MTG Arena Zone Premium
MTG Arena Zone Premium
Balance Art by Mark Poole

Impact of the Alchemy Horizons: Baldur’s Gate Draft Rebalancing

Last week, Wizards did something unprecedented. They rebalanced a Limited format during its run by modifying 23 cards. You can read all about them in this excellent article from j2sJosh.

The aim was to improve blue as a color, Temur (URG) Dragons as an archetype and increase self-mill and graveyard synergies in green. How did these big changes impact the format? Were Wizards successful? And which archetypes and cards gained the most from those changes? But before we can answer any of those questions we need to think a bit about…

What is Balance?

Balance is one of those foggy terms in Magic. It can mean one of the many things and it can operate on many levels. In constructed, a balanced format can mean that there are multiple deck archetypes that are viable, but for some it can also mean that there are multiple strategies that are viable and a format with 6 viable aggro decks is not really balanced but a format with 4 viable decks: aggro, midrange, control and combo, is.

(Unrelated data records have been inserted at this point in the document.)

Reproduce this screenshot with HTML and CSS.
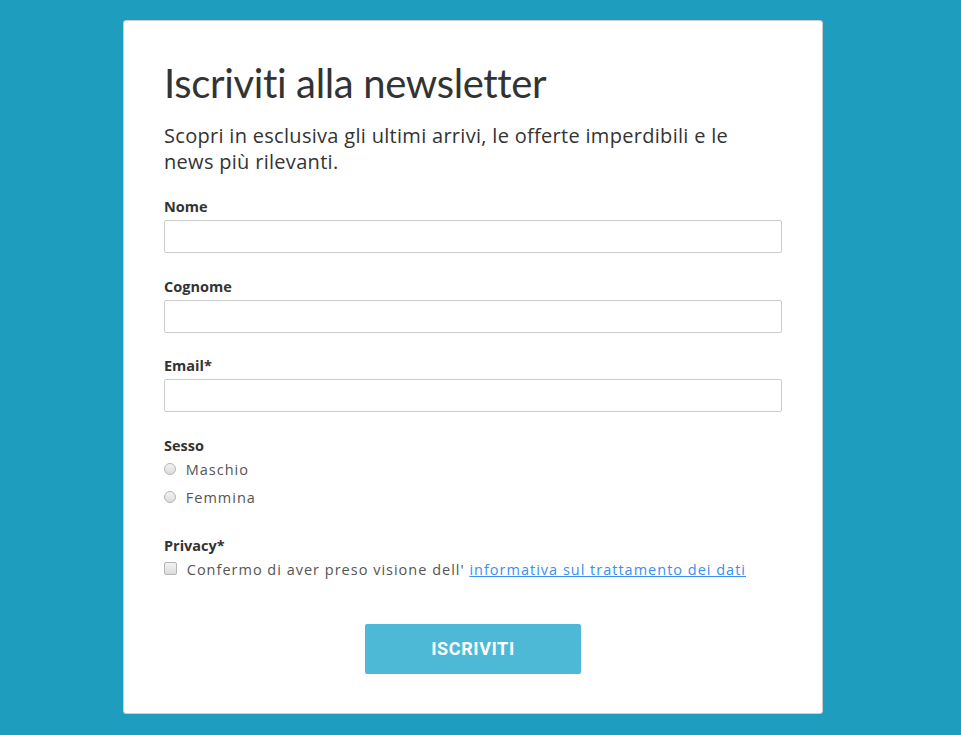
FILE: index.html
```html
<!DOCTYPE html>
<html lang="it">
<head>
    <meta charset="UTF-8">
    <meta name="viewport" content="width=device-width, initial-scale=1.0">
    <title>Newsletter</title>
    <link rel="stylesheet" href="styles.css">
</head>
<body>

    <div class="newsletter_box">
        <h1>Iscriviti alla newsletter</h1>
        <p class="intro">Scopri in esclusiva gli ultimi arrivi, le offerte imperdibili e le news più rilevanti.</p>

        <form class="newsletter_form">
            <div class="field">
                <label for="nome">Nome</label>
                <input type="text" id="nome">
            </div>

            <div class="field">
                <label for="cognome">Cognome</label>
                <input type="text" id="cognome">
            </div>

            <div class="field">
                <label for="email">Email*</label>
                <input type="email" id="email">
            </div>

            <div class="field">
                <span class="field_title">Sesso</span>
                <label class="option"><input type="radio" name="sesso" value="m"> Maschio</label>
                <label class="option"><input type="radio" name="sesso" value="f"> Femmina</label>
            </div>

            <div class="field">
                <span class="field_title">Privacy*</span>
                <label class="option"><input type="checkbox" name="privacy"> Confermo di aver preso visione dell' <a href="#">informativa sul trattamento dei dati</a></label>
            </div>

            <div class="actions">
                <button type="button" class="submit_button">ISCRIVITI</button>
            </div>
        </form>
    </div>

</body>
</html>
```

FILE: styles.css
```css
body {
    font-family: 'Open Sans', sans-serif;
    background-color: #1f9dbf;
    margin: 0;
    padding: 20px 15px 0 0;
}

.newsletter_box {
    width: 700px;
    box-sizing: border-box;
    margin: 0 auto;
    padding: 38px 40px 39px;
    background-color: #fff;
    border: 1px solid #ccc;
    border-radius: 3px;
    color: #333;
}

h1 {
    font-family: 'Lato', sans-serif;
    font-variant-ligatures: none;
    font-size: 40px;
    font-weight: 400;
    line-height: 48px;
    letter-spacing: -0.35px;
    margin: 0 0 16px;
    color: #333;
}

.intro {
    max-width: 590px;
    font-size: 20px;
    line-height: 26px;
    margin: 0 0 23px;
    letter-spacing: 0.3px;
}

.field {
    display: flex;
    flex-direction: column;
    margin-bottom: 24.5px;
}

label,
.field_title {
    display: block;
    font-size: 14.5px;
    font-weight: 700;
    line-height: 18px;
    margin-bottom: 4px;
    color: #333;
}

input[type="text"],
input[type="email"] {
    display: block;
    width: 100%;
    height: 33px;
    box-sizing: border-box;
    border: 1px solid #ccc;
    border-radius: 2px;
    padding: 5px 10px;
    margin: 0;
}

.option {
    font-weight: 400;
    color: #555;
    letter-spacing: 1px;
    font-size: 14.5px;
    line-height: 22px;
    margin: 0 0 6px;
}

.option:last-child {
    margin-bottom: 4px;
}

.option input {
    appearance: none;
    -webkit-appearance: none;
    box-sizing: border-box;
    width: 12px;
    height: 12px;
    margin: 0 5px 0 0;
    border: 1px solid #b5b5b5;
    border-radius: 50%;
    background: linear-gradient(#f2f2f2, #dcdcdc);
    vertical-align: 0;
}

.option input[type="checkbox"] {
    width: 13px;
    height: 13px;
    border-radius: 2px;
}

.option a {
    color: #3a8ff0;
}

.actions {
    text-align: center;
    padding-top: 14px;
}

.submit_button {
    width: 216px;
    height: 50px;
    background-color: #4db9d7;
    color: #fff;
    border: none;
    border-radius: 2px;
    font-family: 'Roboto', sans-serif;
    font-weight: 700;
    font-size: 18px;
    letter-spacing: 0.6px;
    cursor: pointer;
}
```
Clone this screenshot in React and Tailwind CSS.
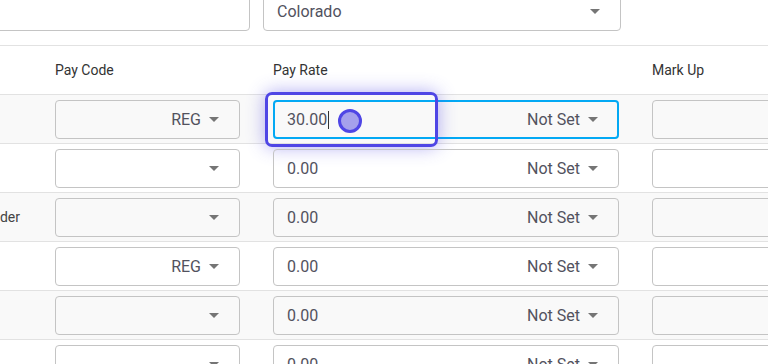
import React from "react";

const rows = [
  { label: "", code: "REG", rate: "30.00", focused: true },
  { label: "", code: "", rate: "0.00" },
  { label: "Provider", code: "", rate: "0.00" },
  { label: "", code: "REG", rate: "0.00" },
  { label: "", code: "", rate: "0.00" },
  { label: "", code: "", rate: "0.00" },
];

const Caret = () => (
  <svg width="10" height="5" viewBox="0 0 10 5" className="shrink-0">
    <path d="M0 0h10L5 5z" fill="#757575" />
  </svg>
);

const SelectBox = ({ value }) => (
  <div className="h-[39px] w-full rounded-[4px] border border-[#c4c4c4] flex items-center justify-end pl-[13px] pr-[20px] gap-[8px] text-[16px] text-[#52525e]">
    <span>{value}</span>
    <Caret />
  </div>
);

const RateBox = ({ value, focused }) => (
  <div className="relative">
    <div
      className={
        focused
          ? "h-[39px] w-full rounded-[4px] border-2 border-[#03a9f4] flex items-center pl-[12px] pr-[19px] text-[16px] text-[#52525e]"
          : "h-[39px] w-full rounded-[4px] border border-[#c4c4c4] flex items-center pl-[13px] pr-[20px] text-[16px] text-[#52525e]"
      }
    >
      <span>{value}</span>
      {focused && <span className="w-px h-[18px] bg-[#333] ml-[1px]" />}
      <span className="ml-auto">Not Set</span>
      <span className="ml-[8px]">
        <Caret />
      </span>
    </div>
    {focused && (
      <>
        <div className="absolute left-[-8px] top-[-8px] w-[173px] h-[55px] rounded-[7px] border-[3px] border-[#4f46e5] shadow-[0_0_18px_rgba(79,70,229,0.45)] pointer-events-none" />
        <div className="absolute left-[65px] top-[9px] w-[24px] h-[24px] rounded-full bg-[#a5a1ec] border-[3px] border-[#4f46e5]" />
      </>
    )}
  </div>
);

export default function App() {
  return (
    <div
      className="w-[768px] h-[364px] overflow-hidden bg-white"
      style={{ fontFamily: "Roboto, 'Noto Sans', sans-serif" }}
    >
      <div className="flex gap-[13px] -ml-[107px] -mt-[10px]">
        <div className="h-[41px] w-[357px] shrink-0 rounded-[4px] border border-[#c4c4c4]" />
        <div className="h-[41px] w-[358px] shrink-0 rounded-[4px] border border-[#c4c4c4] flex items-center pl-[13px] pr-[20px] pt-[2px] text-[16px] text-[#52525e]">
          <span>Colorado</span>
          <span className="ml-auto">
            <Caret />
          </span>
        </div>
      </div>

      <div className="mt-[14px] border-t border-[#e2e2e2] -ml-[161px]">
        <div className="flex h-[48px] items-center text-[14px] text-[#333]">
          <div className="w-[200px] shrink-0" />
          <div className="w-[217px] shrink-0 px-[16px]">Pay Code</div>
          <div className="w-[379px] shrink-0 pl-[17px] pr-[16px]">Pay Rate</div>
          <div className="w-[200px] shrink-0 pl-[17px] pr-[16px]">Mark Up</div>
        </div>
        {rows.map((row, i) => (
          <div
            key={i}
            className={
              i % 2 === 0
                ? "flex border-t border-[#e2e2e2] bg-[#f9f9f9] pt-[5px] pb-[4px]"
                : "flex border-t border-[#e2e2e2] bg-white pt-[5px] pb-[4px]"
            }
          >
            <div className="w-[200px] shrink-0 pr-[19px] flex items-center justify-end text-[14px] text-[#444]">
              {row.label}
            </div>
            <div className="w-[217px] shrink-0 px-[16px]">
              <SelectBox value={row.code} />
            </div>
            <div className="w-[379px] shrink-0 pl-[17px] pr-[16px]">
              <RateBox value={row.rate} focused={row.focused} />
            </div>
            <div className="w-[200px] shrink-0 pl-[17px] pr-[16px]">
              <div className="h-[39px] w-full rounded-[4px] border border-[#c4c4c4]" />
            </div>
          </div>
        ))}
      </div>
    </div>
  );
}
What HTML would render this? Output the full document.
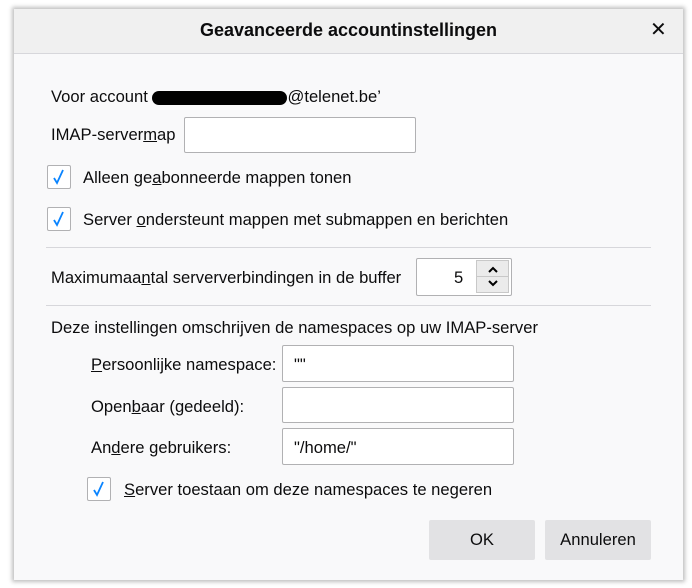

In Limited, balance can also be applied on multiple levels. You can look at a format in the Prince – Pauper spectrum from a balance perspective. Prince means that rares and mythics are disproportionally important in the format, as one of the many bombs can completely negate all the plays made earlier in the game, making commons pretty much irrelevant. Pauper formats have a flat power level between rarities and decks wit commons only can easily compete against the rares. Imbalance in either direction can ruin the pleasure of the format. Losing to random bombs all the time can be frustrating, but so can be playing same commons all the time without doing anything exceptional.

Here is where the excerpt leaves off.